Forty summers have passed since the battle that you fought here. You were
young the day you took these cliffs; some of you were hardly more than boys,
with the deepest joys of life before you. Yet, you risked everything here.
Why? Why did you do it? What impelled you to put aside the instinct for self-preservation
and risk your lives to take these cliffs? What inspired all the men of the
armies that met here? We look at you, and somehow we know the answer. It was
faith and belief; it was loyalty and love.
The men of Normandy had faith that what they were doing was right, faith
that they fought for all humanity, faith that a just God would grant them
mercy on this beachhead or on the next. It was the deep knowledge -- and pray
God we have not lost it -- that there is a profound, moral difference between
the use of force for liberation and the use of force for conquest. You were
here to liberate, not to conquer, and so you and those others did not doubt
your cause. And you were right not to doubt.
You all knew that some things are worth dying for. One's country is worth
dying for, and democracy is worth dying for, because it's the most deeply
honorable form of government ever devised by man. All of you loved liberty.
All of you were willing to fight tyranny, and you knew the people of your
countries were behind you.
The Americans who fought here that morning knew word of the invasion was
spreading through the darkness back home. They fought -- or felt in their
hearts, though they couldn't know in fact, that in Georgia they were filling
the churches at 4 a.m., in Kansas they were kneeling on their porches and
praying, and in Philadelphia they were ringing the Liberty Bell.
Something else helped the men of D-day: their rockhard belief that Providence
would have a great hand in the events that would unfold here; that God was
an ally in this great cause. And so, the night before the invasion, when Colonel
Wolverton asked his parachute troops to kneel with him in prayer he told them:
Do not bow your heads, but look up so you can see God and ask His blessing
in what we're about to do. Also that night, General Matthew Ridgway on his
cot, listening in the darkness for the promise God made to Joshua: ``I will
not fail thee nor forsake thee.''
These are the things that impelled them; these are the things that shaped
the unity of the Allies.
When the war was over, there were lives to be rebuilt and governments
to be returned to the people.

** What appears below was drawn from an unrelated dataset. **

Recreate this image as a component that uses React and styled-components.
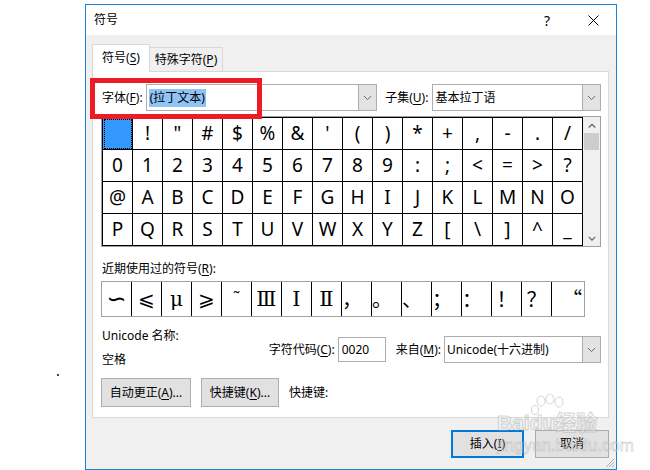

There were nations to be reborn. Above all,
there was a new peace to be assured. These were huge and daunting tasks. But
the Allies summoned strength from the faith, belief, loyalty, and love of
those who fell here. They rebuilt a new Europe together.

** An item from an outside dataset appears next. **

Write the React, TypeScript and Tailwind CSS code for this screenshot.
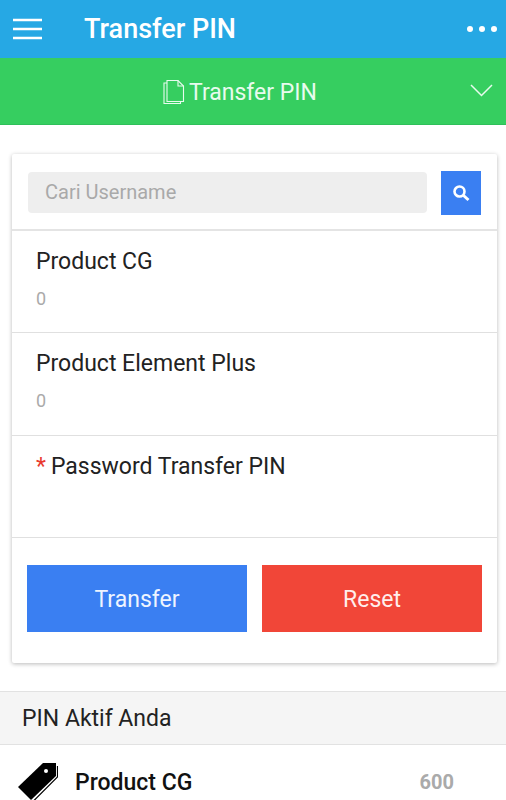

There was first a great reconciliation among those who had been enemies,
all of whom had suffered so greatly. The United States did its part, creating
the Marshall plan to help rebuild our allies and our former enemies. The Marshall
plan led to the Atlantic alliance -- a great alliance that serves to this
day as our shield for freedom, for prosperity, and for peace.
In spite of our great efforts and successes, not all that followed the
end of the war was happy or planned. Some liberated countries were lost. The
great sadness of this loss echoes down to our own time in the streets of Warsaw,
Prague, and East Berlin. Soviet troops that came to the center of this continent
did not leave when peace came. They're still there, uninvited, unwanted, unyielding,
almost 40 years after the war. Because of this, allied forces still stand
on this continent. Today, as 40 years ago, our armies are here for only one
purpose -- to protect and defend democracy. The only territories we hold are
memorials like this one and graveyards where our heroes rest.
We in America have learned bitter lessons from two World Wars: It is better
to be here ready to protect the peace, than to take blind shelter across the
sea, rushing to respond only after freedom is lost. We've learned that isolationism
never was and never will be an acceptable response to tyrannical governments
with an expansionist intent.
But we try always to be prepared for peace; prepared to deter aggression;
prepared to negotiate the reduction of arms; and, yes, prepared to reach out
again in the spirit of reconciliation. In truth, there is no reconciliation
we would welcome more than a reconciliation with the Soviet Union, so, together,
we can lessen the risks of war, now and forever.
It's fitting to remember here the great losses also suffered by the Russian
people during World War II: 20 million perished, a terrible price that testifies
to all the world the necessity of ending war. I tell you from my heart that
we in the United States do not want war. We want to wipe from the face of
the Earth the terrible weapons that man now has in his hands. And I tell you,
we are ready to seize that beachhead. We look for some sign from the Soviet
Union that they are willing to move forward, that they share our desire and
love for peace, and that they will give up the ways of conquest. There must
be a changing there that will allow us to turn our hope into action.
We will pray forever that some day that changing will come. But for now,
particularly today, it is good and fitting to renew our commitment to each
other, to our freedom, and to the alliance that protects it.
We are bound today by what bound us 40 years ago, the same loyalties,
traditions, and beliefs. We're bound by reality. The strength of America's
allies is vital to the United States, and the American security guarantee
is essential to the continued freedom of Europe's democracies. We were with
you then; we are with you now. Your hopes are our hopes, and your destiny
is our destiny.
Here, in this place where the West held together, let us make a vow to
our dead. Let us show them by our actions that we understand what they died
for. Let our actions say to them the words for which Matthew Ridgway listened:
``I will not fail thee nor forsake thee.''
Strengthened by their courage, heartened by their value [valor], and borne
by their memory, let us continue to stand for the ideals for which they lived
Thank you very much, and God bless you all.